AC40

Development
- Year: 2022 –
- Role: inshore racing
- Name: AC40

Boat
- Crew: 4
- Displacement: 2,000 kg (4,400 lb) estimated
- Draft: 3.50 m (11 ft)

Hull
- Type: Foiling Monohull
- Construction: Carbon Fiber
- LOA: 11.80 m (39 ft)
- Beam: 3.38 m (11 ft)

Hull appendages
- General: topside-mounted ballasted canting T-wing foils
- Ballast: set in foils
- Rudder: centerline T-wing rudder

Rig
- Rig type: bermuda sloop
- Mast height: 17.92 m (59 ft)

Sails
- General: two semi-battened mainsail skins, one headsail skin
- Mainsail area: 63 m^{2} (680 sq ft)
- Jib/genoa area: 38 m^{2} (410 sq ft) J1 32 m^{2} (340 sq ft) J2 26 m^{2} (280 sq ft) J3
- Spinnaker area: N/A

= AC40 =

2024 America's Cup racing yacht

The AC40 (America's Cup 40) is a one-design racing yacht used for the 2024 America's Cup preliminary events and planned to be used for the 2024 Unicredit Youth America's Cup and 2024 Puig Women's America's Cup matches.

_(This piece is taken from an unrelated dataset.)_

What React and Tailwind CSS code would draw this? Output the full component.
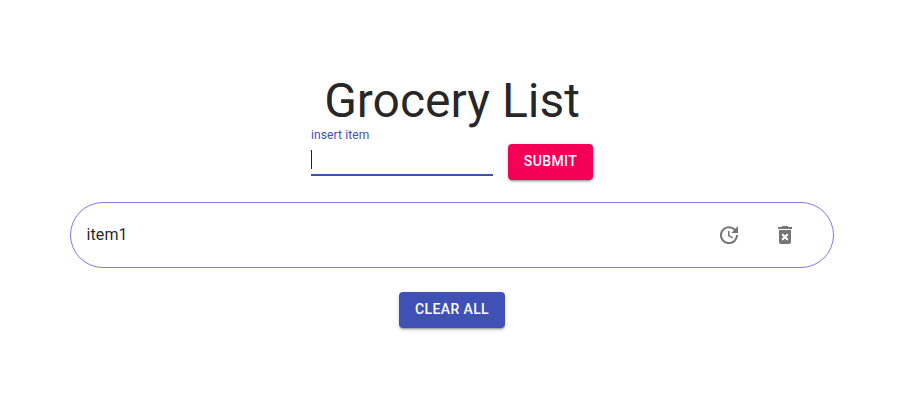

The 39 ft monohulls feature
wing-like sailing hydrofoils mounted on canting arms, a soft double-skinned wingsail, and no keel.

Unlike AC75s, all systems are battery-powered, and grinders or cyclors are not needed to accumulate hydraulic pressure, reducing the crew to just four (two helmsmen and two trimmers).